◆ Material provided ◆
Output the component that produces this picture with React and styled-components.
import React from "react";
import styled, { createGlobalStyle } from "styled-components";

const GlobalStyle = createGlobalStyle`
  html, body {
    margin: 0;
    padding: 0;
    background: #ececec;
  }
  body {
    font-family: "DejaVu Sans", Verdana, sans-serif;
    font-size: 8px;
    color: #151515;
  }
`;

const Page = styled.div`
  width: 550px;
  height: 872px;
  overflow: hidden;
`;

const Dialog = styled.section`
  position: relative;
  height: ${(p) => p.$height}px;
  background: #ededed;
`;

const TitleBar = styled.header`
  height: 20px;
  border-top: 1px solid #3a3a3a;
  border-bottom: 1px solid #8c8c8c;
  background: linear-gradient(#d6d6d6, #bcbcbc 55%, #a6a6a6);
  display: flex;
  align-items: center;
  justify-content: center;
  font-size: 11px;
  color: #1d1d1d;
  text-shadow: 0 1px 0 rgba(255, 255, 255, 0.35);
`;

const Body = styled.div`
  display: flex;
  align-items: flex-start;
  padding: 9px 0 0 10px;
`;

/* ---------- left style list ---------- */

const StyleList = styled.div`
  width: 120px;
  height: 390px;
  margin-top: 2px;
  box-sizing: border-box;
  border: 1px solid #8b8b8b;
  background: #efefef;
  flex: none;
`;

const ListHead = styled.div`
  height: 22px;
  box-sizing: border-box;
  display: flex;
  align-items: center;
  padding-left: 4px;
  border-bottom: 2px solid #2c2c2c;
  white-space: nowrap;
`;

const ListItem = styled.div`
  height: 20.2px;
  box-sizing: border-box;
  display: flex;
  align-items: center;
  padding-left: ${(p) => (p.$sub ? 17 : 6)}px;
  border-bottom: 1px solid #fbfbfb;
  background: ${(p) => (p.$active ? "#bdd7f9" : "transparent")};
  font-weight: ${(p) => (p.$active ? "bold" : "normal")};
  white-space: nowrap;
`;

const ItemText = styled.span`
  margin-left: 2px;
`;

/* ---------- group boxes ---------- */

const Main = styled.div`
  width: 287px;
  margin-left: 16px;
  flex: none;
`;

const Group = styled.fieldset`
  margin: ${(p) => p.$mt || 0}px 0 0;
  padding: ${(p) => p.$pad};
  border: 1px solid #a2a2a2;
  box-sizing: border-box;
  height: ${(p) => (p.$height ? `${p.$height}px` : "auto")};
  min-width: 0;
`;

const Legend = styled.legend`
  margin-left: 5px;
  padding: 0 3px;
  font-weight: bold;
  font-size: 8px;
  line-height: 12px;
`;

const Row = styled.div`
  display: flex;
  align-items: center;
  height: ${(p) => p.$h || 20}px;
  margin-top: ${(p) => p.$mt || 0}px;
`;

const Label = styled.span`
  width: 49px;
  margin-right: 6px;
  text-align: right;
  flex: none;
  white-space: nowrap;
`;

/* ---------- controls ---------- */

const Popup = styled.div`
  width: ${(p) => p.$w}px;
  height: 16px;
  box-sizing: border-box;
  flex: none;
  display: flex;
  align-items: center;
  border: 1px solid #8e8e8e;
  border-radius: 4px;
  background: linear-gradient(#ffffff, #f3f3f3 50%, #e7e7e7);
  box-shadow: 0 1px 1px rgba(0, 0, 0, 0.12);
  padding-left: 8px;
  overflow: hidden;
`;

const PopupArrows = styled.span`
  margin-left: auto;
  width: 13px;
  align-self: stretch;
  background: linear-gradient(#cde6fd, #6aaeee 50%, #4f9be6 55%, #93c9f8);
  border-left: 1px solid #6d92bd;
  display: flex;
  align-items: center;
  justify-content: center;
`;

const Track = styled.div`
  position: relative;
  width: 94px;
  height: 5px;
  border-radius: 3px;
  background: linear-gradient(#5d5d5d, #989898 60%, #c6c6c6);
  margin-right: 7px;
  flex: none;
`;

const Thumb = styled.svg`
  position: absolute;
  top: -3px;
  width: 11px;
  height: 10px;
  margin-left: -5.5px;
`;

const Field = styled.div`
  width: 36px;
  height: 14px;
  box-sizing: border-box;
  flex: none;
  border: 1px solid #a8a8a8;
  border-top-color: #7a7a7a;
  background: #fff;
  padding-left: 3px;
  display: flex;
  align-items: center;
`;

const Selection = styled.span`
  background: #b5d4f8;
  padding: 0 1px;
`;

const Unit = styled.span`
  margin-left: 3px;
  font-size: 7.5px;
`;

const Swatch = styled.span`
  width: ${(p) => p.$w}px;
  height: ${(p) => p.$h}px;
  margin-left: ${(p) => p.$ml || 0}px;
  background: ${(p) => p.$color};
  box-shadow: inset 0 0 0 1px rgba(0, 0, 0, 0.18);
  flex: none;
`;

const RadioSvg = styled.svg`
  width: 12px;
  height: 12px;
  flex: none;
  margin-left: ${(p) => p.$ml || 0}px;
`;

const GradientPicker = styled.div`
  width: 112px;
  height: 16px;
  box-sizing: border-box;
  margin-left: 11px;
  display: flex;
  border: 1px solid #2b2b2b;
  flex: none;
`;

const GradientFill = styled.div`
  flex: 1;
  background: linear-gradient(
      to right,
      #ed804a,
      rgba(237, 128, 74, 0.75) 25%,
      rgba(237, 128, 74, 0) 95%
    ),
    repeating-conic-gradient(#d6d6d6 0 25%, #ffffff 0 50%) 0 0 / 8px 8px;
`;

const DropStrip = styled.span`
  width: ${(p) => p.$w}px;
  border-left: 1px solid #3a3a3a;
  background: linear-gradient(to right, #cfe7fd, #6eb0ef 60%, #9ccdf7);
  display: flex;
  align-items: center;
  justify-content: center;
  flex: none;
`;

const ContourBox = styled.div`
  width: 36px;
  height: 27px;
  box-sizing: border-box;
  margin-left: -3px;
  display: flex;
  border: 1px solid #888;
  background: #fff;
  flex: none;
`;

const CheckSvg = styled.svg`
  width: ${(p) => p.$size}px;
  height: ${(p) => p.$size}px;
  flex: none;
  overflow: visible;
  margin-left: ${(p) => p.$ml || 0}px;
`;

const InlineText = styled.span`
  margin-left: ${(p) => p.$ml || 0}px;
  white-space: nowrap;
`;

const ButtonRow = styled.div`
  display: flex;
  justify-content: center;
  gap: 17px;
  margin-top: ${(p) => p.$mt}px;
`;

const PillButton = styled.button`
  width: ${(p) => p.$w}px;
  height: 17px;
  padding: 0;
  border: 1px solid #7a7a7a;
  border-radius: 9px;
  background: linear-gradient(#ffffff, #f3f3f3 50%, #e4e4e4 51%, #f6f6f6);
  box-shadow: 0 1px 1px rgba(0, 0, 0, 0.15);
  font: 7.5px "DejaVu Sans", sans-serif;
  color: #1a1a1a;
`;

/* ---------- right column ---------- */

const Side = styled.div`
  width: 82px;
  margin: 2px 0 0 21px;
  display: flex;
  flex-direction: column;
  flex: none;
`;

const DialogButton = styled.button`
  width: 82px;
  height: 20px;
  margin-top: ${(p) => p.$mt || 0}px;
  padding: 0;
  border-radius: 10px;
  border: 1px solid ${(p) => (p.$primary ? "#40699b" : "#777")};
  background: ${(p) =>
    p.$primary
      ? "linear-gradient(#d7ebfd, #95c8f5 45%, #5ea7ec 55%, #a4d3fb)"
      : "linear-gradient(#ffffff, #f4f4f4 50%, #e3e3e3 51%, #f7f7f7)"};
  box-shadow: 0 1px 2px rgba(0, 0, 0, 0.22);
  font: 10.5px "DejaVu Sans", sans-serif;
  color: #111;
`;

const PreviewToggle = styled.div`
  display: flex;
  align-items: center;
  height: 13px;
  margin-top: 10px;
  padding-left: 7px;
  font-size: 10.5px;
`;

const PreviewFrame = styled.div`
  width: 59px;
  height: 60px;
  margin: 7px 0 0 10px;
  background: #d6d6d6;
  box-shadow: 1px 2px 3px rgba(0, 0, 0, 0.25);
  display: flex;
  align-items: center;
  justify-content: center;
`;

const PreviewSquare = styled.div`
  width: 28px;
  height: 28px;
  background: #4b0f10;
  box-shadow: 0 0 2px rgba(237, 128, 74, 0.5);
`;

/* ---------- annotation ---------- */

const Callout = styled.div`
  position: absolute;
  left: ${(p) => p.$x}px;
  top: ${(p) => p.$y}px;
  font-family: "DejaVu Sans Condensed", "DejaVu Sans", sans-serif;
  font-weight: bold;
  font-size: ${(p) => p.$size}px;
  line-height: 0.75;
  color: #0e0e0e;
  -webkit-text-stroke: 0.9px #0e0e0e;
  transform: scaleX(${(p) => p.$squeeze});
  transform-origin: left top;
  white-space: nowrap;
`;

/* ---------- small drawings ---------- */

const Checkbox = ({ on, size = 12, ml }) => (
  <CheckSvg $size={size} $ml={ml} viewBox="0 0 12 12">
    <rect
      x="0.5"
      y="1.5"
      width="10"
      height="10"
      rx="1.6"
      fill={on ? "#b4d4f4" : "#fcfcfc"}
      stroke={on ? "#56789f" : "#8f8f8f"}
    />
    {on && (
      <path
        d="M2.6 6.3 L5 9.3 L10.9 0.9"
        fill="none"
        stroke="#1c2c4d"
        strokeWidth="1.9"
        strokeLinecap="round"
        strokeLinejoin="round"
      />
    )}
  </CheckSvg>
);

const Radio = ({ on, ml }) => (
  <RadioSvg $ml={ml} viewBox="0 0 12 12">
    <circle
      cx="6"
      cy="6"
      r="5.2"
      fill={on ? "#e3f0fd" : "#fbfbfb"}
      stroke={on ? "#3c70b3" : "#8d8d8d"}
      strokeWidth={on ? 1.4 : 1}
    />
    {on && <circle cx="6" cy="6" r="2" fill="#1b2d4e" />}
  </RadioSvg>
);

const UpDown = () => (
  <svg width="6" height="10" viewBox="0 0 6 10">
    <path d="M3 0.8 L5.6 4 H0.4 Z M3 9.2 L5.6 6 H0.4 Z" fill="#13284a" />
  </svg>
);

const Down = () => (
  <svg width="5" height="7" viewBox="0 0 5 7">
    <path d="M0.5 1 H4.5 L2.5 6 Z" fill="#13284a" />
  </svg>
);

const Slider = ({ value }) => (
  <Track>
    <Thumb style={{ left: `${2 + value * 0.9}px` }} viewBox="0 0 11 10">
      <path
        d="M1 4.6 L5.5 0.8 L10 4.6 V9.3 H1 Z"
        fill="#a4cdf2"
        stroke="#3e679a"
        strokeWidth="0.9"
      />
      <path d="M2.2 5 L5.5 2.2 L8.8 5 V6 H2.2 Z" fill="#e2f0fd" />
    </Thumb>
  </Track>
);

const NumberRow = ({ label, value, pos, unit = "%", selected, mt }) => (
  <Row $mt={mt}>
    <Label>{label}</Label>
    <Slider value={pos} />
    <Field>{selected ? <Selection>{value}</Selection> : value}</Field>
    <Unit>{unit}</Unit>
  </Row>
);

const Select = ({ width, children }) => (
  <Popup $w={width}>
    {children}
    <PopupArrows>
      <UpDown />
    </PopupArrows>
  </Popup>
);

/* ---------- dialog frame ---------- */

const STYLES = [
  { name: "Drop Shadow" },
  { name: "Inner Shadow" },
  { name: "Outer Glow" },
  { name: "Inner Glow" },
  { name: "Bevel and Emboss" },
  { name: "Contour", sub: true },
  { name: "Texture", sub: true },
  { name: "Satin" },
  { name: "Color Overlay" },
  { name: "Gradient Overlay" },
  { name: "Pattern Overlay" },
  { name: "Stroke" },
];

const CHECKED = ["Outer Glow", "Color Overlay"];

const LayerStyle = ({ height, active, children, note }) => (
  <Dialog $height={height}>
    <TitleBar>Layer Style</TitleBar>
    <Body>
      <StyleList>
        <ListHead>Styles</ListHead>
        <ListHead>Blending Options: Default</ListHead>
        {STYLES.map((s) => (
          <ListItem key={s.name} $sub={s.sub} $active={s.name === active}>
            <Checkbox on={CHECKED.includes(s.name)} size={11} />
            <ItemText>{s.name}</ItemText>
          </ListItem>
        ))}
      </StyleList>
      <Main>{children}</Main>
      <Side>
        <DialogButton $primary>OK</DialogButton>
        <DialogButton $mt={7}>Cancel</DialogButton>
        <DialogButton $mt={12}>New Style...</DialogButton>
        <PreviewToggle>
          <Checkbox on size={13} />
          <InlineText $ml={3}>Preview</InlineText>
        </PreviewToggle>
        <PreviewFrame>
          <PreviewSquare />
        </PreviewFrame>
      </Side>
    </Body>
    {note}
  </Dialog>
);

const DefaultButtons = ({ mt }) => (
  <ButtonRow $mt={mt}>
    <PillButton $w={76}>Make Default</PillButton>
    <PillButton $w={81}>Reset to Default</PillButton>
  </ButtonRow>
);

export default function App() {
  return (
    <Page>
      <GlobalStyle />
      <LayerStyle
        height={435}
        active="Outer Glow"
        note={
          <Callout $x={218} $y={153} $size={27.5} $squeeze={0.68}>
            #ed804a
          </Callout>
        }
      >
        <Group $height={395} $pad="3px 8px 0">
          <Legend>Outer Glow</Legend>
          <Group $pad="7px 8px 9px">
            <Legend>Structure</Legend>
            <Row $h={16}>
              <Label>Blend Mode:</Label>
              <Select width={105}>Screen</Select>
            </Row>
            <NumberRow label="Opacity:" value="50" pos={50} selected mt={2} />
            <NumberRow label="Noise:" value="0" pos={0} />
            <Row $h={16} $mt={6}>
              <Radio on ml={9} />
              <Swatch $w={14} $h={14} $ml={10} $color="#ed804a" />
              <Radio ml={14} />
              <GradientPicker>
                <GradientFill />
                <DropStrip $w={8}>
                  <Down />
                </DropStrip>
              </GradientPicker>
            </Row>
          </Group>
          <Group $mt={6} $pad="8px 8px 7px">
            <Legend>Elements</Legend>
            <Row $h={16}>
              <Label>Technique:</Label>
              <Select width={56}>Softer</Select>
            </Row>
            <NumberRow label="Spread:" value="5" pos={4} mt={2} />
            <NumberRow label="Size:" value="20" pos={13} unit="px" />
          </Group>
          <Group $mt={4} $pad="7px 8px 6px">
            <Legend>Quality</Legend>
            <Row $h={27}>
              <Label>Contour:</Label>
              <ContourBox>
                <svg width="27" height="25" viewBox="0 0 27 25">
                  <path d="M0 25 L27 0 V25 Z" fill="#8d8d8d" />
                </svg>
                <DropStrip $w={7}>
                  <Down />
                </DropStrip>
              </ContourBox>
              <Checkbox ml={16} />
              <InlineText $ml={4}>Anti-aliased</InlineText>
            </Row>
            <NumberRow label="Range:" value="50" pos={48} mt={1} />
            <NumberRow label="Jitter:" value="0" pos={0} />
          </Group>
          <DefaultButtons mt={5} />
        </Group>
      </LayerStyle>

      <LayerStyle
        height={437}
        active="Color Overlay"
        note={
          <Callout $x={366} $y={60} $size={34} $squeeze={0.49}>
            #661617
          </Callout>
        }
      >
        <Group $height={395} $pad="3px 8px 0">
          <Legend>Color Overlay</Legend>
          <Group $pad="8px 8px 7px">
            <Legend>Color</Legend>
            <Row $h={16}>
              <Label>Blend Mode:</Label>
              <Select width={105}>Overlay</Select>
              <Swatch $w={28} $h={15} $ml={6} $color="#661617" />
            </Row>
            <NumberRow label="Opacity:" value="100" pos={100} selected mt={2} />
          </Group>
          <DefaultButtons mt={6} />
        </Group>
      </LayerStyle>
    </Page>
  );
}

--

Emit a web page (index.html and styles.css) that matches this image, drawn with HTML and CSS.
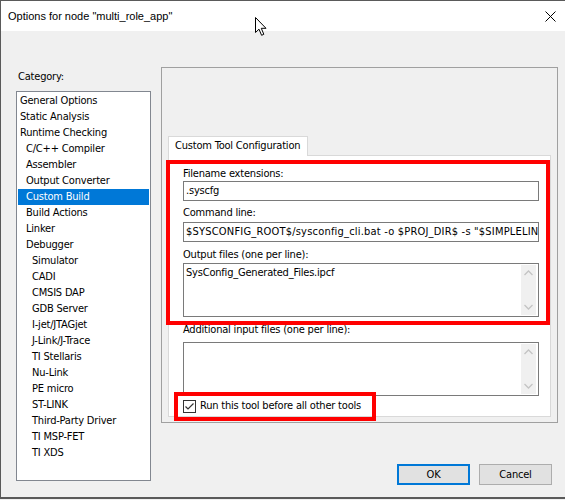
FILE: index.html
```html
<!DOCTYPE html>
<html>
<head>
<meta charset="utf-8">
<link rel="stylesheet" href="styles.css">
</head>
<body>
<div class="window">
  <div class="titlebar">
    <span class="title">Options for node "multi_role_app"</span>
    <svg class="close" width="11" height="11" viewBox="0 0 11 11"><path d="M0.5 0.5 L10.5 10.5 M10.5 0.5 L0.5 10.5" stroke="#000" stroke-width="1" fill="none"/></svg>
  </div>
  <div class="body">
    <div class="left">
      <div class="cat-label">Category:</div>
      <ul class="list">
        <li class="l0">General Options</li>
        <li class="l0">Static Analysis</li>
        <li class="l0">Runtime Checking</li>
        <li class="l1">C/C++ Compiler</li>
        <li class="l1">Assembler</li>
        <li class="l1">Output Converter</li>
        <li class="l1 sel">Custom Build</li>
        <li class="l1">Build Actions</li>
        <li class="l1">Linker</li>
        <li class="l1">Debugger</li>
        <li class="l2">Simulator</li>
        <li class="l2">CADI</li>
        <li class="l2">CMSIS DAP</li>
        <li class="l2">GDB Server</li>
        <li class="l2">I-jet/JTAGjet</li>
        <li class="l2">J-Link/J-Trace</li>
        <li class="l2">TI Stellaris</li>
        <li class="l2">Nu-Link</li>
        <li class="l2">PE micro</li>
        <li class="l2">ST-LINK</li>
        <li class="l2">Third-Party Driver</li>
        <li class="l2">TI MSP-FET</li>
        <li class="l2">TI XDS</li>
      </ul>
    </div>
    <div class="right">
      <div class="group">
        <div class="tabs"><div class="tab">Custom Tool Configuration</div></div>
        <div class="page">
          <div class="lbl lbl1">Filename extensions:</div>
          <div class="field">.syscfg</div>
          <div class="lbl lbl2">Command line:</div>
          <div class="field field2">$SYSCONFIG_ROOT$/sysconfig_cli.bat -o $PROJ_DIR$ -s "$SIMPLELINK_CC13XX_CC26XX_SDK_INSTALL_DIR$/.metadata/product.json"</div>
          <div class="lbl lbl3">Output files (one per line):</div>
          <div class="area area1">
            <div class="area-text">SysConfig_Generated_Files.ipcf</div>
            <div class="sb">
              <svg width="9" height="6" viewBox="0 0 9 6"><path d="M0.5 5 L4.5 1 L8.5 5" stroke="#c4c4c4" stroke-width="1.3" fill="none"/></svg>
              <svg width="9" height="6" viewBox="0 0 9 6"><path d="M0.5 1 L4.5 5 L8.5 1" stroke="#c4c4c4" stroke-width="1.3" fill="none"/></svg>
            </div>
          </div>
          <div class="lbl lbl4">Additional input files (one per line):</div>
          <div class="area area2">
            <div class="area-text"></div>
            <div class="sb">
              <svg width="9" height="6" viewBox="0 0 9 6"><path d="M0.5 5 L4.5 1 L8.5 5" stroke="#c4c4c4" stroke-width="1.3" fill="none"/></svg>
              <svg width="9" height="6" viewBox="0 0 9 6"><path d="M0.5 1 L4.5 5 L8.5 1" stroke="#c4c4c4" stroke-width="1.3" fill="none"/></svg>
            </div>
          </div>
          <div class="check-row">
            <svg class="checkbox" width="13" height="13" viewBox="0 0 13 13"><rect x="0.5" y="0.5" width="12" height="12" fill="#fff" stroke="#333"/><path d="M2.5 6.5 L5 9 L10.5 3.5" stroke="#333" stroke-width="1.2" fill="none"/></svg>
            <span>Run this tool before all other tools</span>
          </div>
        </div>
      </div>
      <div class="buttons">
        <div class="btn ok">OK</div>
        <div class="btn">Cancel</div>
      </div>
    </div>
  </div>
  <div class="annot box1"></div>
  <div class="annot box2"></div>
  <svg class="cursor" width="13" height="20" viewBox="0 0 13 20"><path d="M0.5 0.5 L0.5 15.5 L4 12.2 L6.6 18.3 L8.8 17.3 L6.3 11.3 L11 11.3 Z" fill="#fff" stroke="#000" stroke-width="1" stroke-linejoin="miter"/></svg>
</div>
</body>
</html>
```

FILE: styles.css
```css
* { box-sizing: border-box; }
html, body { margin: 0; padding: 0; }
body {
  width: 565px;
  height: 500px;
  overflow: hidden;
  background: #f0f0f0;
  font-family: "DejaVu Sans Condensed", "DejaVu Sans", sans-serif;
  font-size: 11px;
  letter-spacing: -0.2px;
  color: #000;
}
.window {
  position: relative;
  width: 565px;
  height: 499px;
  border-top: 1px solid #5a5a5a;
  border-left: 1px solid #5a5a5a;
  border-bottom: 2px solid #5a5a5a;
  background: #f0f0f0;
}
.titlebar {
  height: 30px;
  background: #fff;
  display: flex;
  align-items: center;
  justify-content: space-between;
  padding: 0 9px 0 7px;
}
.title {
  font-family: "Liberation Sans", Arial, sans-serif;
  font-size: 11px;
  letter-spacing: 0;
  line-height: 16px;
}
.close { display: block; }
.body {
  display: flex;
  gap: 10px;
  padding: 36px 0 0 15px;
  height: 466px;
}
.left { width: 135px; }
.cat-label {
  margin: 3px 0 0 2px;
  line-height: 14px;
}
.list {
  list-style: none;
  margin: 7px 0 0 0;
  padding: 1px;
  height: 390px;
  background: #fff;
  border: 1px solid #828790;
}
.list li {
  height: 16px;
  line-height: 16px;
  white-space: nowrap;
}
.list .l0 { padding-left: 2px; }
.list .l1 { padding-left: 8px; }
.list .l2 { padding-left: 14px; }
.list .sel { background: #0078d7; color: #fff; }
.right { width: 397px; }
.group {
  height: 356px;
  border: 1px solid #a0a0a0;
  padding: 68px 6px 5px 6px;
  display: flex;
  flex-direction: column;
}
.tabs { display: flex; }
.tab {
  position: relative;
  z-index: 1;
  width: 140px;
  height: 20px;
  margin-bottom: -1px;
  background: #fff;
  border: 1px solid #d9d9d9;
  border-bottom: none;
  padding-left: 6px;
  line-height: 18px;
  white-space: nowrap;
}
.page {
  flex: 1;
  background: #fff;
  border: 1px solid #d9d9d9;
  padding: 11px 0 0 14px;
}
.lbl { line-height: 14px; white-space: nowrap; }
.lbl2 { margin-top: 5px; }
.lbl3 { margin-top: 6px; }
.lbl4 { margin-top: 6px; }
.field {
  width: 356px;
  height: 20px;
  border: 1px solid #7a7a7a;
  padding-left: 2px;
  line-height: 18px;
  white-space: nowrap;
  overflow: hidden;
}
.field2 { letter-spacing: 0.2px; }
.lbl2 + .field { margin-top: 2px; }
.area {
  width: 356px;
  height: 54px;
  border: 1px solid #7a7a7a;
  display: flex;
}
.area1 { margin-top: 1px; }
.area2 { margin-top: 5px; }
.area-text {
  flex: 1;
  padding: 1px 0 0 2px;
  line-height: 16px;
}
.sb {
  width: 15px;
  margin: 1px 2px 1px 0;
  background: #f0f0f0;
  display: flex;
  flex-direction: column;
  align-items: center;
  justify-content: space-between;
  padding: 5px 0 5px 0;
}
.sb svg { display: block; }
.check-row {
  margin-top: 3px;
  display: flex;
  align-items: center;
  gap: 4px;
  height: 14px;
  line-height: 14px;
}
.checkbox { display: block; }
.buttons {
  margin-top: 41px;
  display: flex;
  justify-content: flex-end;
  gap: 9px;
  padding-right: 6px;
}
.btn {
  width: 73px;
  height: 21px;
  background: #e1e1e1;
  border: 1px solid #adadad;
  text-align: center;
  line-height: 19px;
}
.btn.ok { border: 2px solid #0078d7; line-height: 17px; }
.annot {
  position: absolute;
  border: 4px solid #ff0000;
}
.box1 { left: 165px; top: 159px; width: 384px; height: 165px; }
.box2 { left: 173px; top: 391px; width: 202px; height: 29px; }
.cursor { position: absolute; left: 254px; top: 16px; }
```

==

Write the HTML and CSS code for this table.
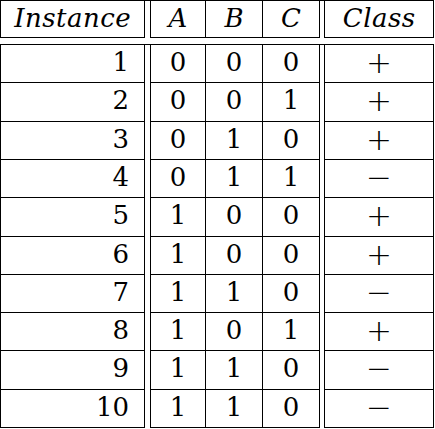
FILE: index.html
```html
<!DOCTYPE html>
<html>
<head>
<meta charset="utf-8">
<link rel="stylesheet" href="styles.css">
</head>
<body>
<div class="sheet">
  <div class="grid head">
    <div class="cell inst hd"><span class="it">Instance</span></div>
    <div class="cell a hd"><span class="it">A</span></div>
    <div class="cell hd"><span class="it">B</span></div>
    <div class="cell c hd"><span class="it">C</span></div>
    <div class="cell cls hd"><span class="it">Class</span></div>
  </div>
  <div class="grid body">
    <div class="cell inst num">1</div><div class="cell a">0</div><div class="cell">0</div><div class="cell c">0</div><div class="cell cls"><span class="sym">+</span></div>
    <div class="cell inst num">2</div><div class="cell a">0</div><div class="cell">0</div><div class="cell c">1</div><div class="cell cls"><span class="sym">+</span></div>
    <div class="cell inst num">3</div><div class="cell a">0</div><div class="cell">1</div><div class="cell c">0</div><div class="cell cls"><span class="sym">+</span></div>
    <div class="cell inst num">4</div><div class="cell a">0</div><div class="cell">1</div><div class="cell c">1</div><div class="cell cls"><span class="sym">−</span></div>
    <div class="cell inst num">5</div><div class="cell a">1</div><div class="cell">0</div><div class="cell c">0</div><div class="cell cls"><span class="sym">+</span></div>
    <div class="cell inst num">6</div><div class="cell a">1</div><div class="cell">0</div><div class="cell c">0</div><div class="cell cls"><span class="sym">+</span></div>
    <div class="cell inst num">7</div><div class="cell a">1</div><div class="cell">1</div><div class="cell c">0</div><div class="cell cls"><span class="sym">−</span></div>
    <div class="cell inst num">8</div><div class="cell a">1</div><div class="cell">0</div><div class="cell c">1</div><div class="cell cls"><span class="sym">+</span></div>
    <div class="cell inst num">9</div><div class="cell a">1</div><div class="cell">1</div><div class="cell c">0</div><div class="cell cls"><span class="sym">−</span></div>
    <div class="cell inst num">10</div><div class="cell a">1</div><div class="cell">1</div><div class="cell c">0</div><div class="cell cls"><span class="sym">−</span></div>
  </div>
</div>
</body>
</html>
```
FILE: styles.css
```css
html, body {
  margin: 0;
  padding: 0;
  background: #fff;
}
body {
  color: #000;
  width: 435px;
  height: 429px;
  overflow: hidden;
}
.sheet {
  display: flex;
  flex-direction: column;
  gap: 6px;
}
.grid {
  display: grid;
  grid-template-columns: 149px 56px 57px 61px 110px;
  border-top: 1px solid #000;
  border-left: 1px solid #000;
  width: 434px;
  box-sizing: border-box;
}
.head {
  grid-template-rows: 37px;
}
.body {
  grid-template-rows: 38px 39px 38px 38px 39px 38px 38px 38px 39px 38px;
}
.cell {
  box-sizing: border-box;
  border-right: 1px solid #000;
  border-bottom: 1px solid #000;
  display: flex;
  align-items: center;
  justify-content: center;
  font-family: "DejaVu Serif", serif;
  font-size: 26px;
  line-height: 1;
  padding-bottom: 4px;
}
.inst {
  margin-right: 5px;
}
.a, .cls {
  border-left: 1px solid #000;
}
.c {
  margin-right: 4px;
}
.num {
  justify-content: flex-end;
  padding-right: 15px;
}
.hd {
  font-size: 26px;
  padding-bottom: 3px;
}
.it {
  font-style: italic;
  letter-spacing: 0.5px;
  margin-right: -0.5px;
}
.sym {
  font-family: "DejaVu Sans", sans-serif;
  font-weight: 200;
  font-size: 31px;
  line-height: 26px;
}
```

◆ Requirement ◆
Pull every line containing "index" out of the data above.

◆ Expected output ◆
Emit a web page (index.html and styles.css) that matches this image, drawn with HTML and CSS.
FILE: index.html
  z-index: 1;
FILE: index.html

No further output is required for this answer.